#### Recorded information:
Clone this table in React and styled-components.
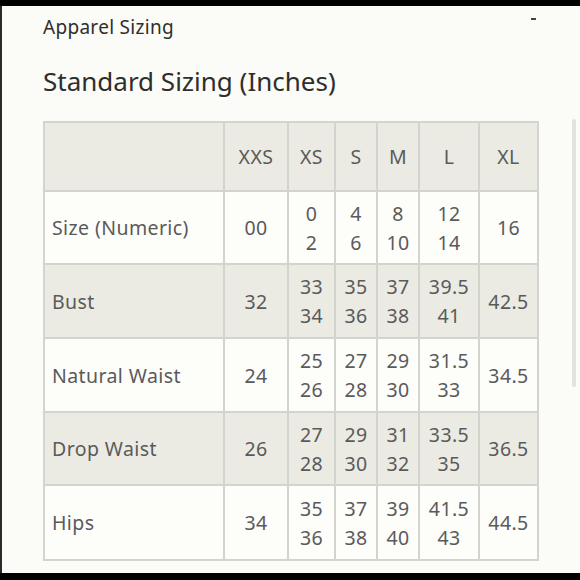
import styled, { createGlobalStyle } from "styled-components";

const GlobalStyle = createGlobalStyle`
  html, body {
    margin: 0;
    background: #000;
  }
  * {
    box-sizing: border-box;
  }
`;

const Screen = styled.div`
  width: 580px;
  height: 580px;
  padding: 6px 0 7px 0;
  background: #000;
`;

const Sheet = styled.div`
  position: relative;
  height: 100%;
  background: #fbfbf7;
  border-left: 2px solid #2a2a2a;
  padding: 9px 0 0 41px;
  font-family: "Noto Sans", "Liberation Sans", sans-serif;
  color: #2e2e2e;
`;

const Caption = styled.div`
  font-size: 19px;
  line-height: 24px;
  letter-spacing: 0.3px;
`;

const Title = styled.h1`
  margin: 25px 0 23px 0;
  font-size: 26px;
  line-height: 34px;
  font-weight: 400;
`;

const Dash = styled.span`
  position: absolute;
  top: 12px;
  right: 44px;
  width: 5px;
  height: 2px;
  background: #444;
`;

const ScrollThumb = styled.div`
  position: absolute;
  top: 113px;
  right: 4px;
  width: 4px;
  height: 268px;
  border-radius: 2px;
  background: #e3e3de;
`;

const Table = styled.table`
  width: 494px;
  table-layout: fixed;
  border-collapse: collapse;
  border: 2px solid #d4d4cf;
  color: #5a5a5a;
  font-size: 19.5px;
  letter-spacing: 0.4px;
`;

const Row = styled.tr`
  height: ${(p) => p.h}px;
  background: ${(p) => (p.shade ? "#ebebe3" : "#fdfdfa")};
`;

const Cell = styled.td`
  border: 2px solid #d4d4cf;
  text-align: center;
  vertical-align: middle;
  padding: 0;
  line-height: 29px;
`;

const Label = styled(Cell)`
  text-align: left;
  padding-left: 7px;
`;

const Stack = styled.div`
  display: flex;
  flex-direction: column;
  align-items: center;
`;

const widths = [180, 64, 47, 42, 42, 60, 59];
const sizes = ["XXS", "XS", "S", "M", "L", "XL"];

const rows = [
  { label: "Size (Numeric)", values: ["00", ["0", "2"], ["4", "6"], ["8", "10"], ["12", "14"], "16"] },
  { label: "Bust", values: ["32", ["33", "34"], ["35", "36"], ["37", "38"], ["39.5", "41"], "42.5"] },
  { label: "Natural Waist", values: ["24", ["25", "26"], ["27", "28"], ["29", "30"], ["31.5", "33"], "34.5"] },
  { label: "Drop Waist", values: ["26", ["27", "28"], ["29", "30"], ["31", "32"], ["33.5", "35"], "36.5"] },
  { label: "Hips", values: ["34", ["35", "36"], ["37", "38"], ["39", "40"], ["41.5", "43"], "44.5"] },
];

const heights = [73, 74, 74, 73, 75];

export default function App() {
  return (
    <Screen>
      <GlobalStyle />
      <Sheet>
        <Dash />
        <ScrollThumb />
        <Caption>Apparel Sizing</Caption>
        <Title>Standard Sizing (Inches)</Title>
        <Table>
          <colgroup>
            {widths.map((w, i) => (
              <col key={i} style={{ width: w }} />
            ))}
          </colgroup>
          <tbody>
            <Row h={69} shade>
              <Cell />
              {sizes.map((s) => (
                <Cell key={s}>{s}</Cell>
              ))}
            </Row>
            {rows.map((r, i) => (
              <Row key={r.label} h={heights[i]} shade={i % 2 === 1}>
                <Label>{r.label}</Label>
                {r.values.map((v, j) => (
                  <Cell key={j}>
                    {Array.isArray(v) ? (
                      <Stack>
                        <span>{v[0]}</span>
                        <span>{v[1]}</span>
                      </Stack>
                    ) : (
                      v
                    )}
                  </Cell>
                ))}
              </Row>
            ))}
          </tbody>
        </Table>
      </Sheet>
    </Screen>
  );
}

#### What to work on:
Find every line that has "components" in it, then return those lines.

#### Result for this task:
Clone this table in React and styled-components.
import styled, { createGlobalStyle } from "styled-components";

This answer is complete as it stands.